*DATASET ENTRIES*
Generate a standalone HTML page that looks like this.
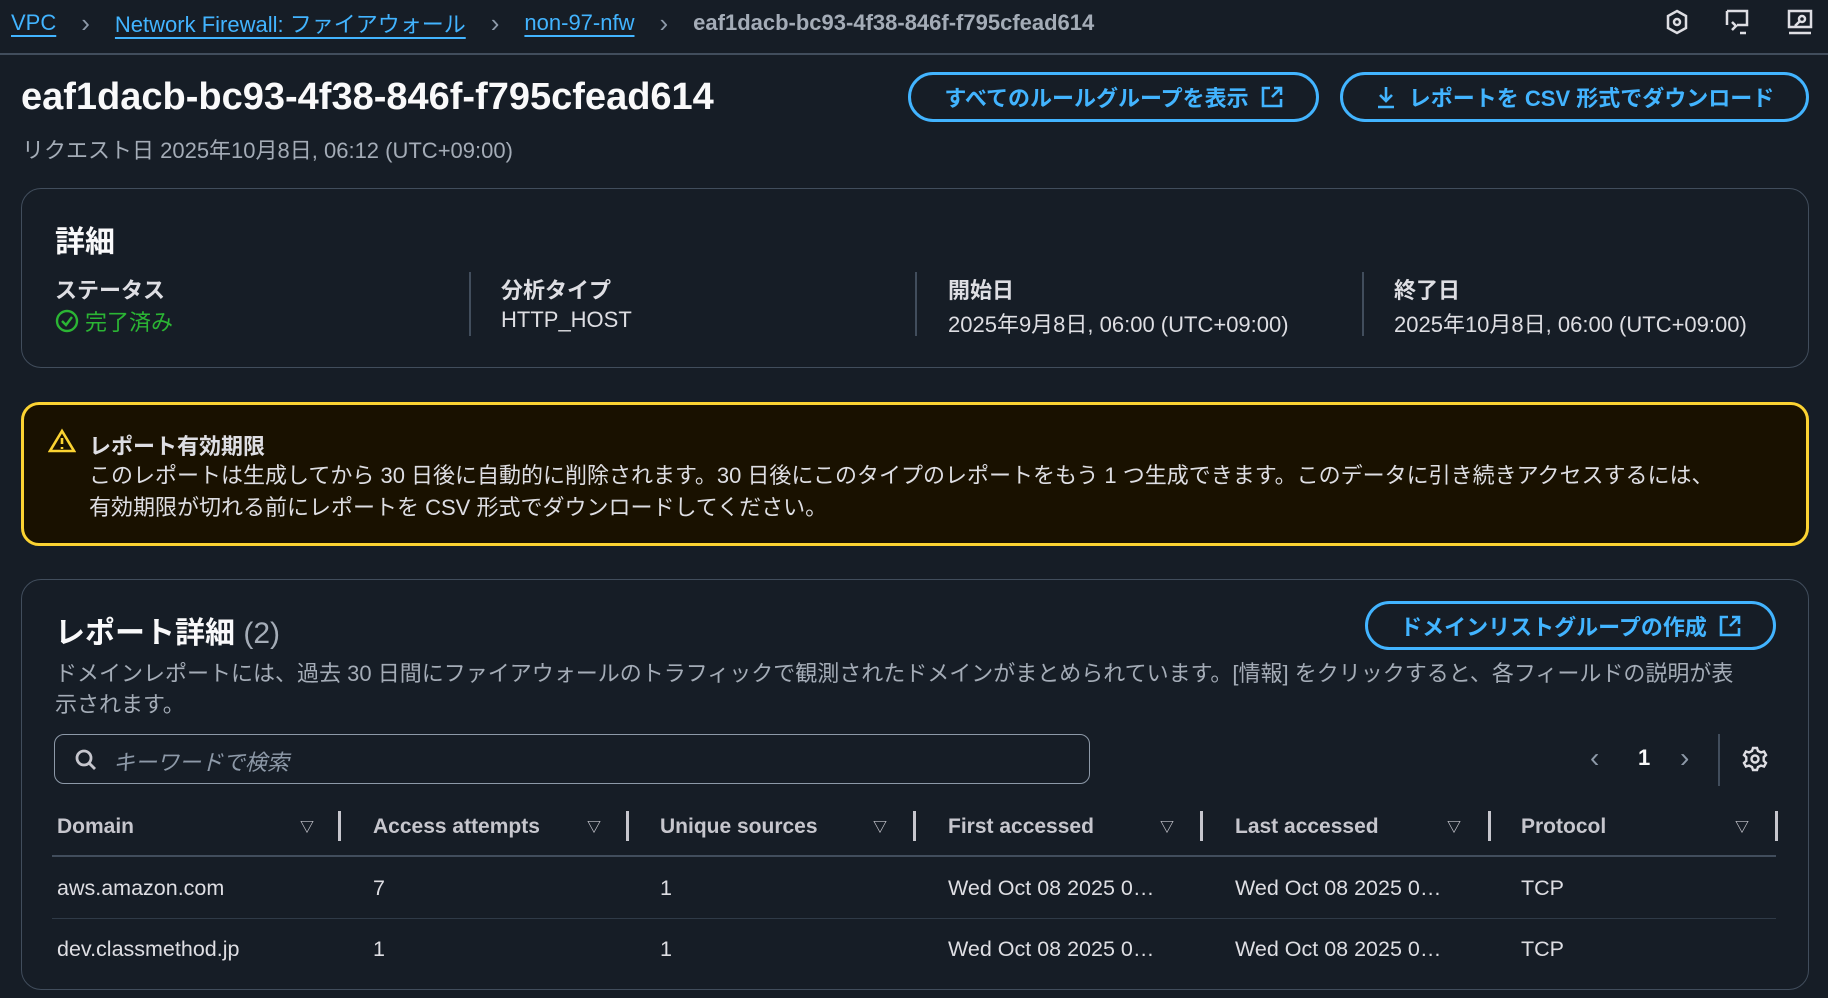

==

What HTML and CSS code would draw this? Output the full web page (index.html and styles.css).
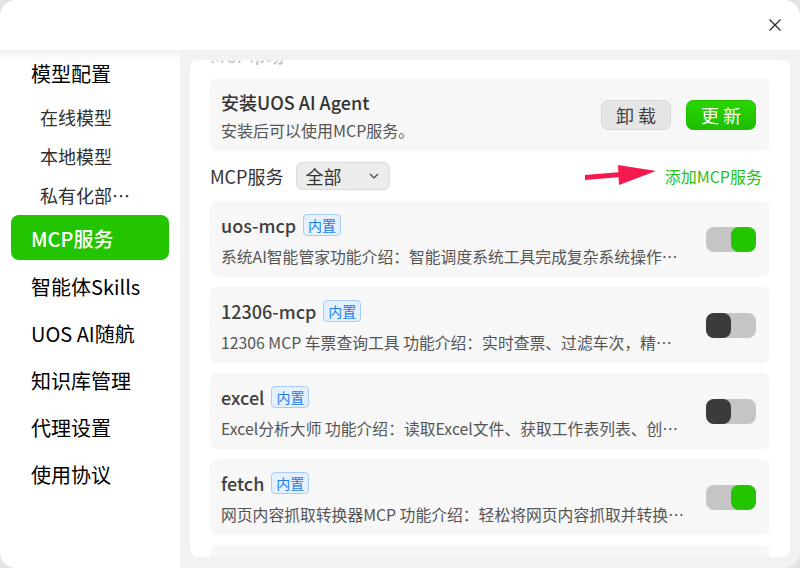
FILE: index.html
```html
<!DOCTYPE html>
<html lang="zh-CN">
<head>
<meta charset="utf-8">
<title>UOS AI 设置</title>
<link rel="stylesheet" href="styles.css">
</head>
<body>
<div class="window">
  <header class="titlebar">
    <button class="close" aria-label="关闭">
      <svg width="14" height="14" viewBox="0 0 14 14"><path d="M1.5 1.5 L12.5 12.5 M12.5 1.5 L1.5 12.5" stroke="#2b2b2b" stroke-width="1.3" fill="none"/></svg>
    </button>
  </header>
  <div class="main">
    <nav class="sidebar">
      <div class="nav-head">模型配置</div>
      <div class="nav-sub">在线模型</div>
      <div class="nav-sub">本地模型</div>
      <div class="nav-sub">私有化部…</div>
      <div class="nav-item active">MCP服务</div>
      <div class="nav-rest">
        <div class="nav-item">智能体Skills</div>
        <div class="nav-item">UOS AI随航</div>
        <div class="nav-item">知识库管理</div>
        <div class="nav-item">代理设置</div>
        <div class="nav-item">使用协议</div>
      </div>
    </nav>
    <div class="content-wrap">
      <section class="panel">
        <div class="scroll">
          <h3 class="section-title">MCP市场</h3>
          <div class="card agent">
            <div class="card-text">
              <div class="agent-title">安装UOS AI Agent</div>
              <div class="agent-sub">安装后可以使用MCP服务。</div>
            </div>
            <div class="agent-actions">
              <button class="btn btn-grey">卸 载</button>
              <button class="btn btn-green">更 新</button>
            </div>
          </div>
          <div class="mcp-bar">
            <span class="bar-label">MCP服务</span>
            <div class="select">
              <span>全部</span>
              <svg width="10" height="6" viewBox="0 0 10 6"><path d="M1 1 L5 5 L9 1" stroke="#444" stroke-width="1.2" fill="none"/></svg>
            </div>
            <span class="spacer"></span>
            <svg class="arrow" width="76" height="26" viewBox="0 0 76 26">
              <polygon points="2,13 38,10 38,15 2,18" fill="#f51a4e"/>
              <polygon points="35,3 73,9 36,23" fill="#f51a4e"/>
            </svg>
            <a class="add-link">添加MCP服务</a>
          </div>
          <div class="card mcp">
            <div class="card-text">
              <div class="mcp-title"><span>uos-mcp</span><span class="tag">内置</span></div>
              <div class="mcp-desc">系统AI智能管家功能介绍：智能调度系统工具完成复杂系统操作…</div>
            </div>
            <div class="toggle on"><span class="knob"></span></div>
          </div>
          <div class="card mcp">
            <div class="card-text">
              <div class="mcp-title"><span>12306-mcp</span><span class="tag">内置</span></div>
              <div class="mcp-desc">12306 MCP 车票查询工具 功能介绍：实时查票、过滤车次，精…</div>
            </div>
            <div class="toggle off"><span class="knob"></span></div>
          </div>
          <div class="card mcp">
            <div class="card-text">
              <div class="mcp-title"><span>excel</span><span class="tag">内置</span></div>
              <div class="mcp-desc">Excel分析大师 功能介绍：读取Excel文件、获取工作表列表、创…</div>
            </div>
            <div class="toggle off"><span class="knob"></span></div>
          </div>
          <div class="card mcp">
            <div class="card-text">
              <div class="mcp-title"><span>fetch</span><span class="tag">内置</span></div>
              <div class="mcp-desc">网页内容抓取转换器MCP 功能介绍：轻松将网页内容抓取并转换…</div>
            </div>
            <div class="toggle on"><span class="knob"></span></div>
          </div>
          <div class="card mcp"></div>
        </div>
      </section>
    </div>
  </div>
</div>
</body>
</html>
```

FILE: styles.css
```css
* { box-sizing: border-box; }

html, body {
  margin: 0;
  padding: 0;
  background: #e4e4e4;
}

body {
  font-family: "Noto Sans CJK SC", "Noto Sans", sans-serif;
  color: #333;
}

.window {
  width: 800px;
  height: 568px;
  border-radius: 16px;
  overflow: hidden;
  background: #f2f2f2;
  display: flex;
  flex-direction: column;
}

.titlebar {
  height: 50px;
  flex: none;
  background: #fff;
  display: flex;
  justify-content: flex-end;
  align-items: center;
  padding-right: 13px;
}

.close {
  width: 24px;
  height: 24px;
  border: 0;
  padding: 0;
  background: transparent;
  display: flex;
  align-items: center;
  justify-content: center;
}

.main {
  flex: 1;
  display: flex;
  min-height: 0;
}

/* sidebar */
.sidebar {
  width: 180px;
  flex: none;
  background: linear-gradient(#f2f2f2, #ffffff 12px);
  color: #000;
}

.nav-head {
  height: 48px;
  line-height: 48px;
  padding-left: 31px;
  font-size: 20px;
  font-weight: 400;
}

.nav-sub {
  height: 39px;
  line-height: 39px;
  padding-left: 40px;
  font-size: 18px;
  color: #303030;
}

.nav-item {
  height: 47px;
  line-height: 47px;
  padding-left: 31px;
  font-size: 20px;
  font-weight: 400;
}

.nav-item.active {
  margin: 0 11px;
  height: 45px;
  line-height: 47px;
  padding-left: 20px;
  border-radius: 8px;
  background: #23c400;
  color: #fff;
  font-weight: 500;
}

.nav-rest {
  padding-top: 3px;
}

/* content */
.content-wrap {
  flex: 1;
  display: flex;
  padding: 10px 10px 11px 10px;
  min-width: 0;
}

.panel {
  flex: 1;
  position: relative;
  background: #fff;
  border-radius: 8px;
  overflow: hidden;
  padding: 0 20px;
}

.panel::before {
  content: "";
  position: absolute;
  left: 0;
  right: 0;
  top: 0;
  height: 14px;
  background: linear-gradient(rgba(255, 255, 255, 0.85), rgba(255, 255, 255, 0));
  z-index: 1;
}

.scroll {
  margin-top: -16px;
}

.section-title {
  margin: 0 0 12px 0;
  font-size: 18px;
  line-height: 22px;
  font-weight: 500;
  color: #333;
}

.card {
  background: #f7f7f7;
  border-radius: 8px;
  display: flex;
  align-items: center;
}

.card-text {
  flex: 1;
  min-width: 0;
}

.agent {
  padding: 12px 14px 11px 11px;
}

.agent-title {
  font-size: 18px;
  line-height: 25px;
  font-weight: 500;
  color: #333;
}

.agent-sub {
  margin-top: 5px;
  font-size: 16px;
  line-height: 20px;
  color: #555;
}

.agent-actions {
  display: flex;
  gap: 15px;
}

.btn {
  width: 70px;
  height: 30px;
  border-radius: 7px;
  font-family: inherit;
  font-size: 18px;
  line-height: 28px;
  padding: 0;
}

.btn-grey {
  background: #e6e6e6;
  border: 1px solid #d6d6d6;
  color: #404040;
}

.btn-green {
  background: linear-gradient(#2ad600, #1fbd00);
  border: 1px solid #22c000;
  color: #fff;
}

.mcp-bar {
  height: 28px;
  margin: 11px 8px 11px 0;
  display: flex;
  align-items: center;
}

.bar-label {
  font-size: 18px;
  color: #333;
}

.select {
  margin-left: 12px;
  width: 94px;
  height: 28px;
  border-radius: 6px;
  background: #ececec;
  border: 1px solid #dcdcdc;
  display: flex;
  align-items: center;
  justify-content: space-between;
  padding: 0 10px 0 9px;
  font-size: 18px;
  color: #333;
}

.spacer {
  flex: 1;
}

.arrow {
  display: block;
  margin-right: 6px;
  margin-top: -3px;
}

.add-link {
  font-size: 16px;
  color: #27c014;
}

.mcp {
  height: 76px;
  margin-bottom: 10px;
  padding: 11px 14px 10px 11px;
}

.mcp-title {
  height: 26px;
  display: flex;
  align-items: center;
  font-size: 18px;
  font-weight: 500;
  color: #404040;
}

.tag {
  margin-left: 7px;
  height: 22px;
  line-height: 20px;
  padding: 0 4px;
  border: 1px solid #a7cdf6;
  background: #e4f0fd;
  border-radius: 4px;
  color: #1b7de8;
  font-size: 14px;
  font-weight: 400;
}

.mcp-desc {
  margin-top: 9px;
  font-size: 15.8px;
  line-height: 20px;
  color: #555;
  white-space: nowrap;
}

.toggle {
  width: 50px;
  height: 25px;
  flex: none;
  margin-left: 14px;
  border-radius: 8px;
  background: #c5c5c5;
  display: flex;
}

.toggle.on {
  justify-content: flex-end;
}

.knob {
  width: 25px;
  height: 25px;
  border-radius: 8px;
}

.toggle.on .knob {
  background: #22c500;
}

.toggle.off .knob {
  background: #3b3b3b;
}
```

--

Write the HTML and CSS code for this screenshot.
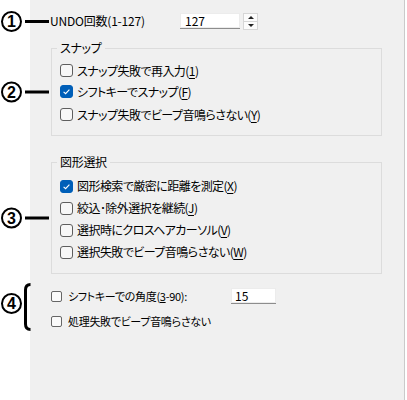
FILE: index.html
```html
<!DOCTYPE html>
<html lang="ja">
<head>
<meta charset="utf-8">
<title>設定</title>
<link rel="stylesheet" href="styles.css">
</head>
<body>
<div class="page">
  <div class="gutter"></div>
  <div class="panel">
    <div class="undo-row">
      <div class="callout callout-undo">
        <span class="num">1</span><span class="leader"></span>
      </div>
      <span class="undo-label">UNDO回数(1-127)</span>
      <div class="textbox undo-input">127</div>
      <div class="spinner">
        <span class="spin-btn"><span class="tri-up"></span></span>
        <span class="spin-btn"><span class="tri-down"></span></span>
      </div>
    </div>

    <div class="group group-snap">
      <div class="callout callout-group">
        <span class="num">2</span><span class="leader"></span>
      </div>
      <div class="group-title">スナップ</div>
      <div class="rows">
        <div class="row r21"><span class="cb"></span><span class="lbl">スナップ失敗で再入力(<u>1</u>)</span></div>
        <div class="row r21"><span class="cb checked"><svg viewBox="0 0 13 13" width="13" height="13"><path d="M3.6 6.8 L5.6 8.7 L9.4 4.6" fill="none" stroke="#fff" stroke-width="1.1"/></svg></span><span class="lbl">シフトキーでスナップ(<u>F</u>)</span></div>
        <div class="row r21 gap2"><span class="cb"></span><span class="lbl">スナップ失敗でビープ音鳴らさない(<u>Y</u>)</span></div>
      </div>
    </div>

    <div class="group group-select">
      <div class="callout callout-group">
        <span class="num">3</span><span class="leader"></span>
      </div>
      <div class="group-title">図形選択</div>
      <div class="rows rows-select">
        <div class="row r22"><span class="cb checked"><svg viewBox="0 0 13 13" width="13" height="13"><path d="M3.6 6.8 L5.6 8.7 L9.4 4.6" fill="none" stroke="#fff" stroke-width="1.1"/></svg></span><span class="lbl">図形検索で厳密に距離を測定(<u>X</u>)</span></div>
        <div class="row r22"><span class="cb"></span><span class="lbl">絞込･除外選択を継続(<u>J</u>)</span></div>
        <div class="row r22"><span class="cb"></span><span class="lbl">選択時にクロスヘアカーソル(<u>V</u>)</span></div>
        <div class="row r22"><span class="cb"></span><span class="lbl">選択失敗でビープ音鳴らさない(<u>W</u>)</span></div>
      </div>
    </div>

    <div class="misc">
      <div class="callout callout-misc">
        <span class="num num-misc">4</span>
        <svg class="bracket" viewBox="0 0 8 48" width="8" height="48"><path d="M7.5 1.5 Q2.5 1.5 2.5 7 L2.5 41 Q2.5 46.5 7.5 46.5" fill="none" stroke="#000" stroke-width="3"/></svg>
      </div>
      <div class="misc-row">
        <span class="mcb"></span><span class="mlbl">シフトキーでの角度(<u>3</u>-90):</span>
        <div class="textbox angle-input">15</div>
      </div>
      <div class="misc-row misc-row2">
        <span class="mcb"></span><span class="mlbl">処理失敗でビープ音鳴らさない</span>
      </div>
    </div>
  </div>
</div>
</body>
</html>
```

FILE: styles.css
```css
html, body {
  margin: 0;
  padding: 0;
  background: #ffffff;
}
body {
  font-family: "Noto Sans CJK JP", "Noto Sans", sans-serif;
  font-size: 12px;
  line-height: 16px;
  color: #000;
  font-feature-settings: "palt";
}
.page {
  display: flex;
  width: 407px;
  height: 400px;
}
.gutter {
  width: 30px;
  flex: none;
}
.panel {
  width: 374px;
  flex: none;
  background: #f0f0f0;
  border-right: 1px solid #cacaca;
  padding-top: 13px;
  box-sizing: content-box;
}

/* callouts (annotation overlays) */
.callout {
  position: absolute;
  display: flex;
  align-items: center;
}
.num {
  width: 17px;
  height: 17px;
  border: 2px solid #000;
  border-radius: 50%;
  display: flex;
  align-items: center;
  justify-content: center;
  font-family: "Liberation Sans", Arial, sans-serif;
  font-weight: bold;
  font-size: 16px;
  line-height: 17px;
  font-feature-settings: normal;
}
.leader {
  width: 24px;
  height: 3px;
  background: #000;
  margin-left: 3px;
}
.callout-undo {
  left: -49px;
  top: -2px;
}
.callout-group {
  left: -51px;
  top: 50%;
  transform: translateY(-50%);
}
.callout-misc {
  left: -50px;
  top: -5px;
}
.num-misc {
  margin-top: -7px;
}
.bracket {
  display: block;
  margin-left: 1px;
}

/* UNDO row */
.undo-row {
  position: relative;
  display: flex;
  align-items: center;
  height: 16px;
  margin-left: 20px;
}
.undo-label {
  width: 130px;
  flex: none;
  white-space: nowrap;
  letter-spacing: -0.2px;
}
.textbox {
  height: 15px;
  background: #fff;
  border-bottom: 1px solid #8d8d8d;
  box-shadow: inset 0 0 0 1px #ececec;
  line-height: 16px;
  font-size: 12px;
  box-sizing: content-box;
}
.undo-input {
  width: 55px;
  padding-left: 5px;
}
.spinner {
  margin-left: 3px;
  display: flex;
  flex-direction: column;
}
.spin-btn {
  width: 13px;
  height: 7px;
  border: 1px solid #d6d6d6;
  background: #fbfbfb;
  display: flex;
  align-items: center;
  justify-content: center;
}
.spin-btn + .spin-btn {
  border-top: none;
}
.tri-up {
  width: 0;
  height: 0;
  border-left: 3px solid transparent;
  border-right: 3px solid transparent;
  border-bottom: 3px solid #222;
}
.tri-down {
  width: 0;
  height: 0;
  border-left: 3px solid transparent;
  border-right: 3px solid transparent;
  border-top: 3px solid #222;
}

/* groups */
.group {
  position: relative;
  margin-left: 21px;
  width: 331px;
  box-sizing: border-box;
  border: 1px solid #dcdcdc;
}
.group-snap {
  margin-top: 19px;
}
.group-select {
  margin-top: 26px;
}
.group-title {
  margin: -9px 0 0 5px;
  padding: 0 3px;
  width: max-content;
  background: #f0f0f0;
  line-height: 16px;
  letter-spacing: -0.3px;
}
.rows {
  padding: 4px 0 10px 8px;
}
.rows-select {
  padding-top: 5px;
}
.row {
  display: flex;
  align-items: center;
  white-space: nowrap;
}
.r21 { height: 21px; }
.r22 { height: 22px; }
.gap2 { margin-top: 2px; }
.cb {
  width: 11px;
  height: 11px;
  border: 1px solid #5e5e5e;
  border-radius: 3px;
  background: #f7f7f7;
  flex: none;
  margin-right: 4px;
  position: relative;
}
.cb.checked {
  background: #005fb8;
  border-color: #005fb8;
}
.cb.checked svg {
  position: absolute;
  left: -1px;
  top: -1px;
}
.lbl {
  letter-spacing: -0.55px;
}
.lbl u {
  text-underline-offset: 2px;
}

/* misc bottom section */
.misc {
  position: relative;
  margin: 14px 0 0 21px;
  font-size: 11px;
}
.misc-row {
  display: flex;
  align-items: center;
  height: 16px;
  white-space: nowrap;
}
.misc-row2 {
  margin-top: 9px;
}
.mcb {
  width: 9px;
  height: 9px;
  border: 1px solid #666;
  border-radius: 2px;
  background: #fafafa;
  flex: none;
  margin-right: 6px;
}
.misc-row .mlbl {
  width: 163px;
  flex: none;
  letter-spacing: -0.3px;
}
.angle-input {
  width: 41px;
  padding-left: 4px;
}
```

*WHAT NEEDS TO BE DONE*
List the lines of the records where "code" occurs.

*FINISHED ANSWER*
What HTML and CSS code would draw this? Output the full web page (index.html and styles.css).
Write the HTML and CSS code for this screenshot.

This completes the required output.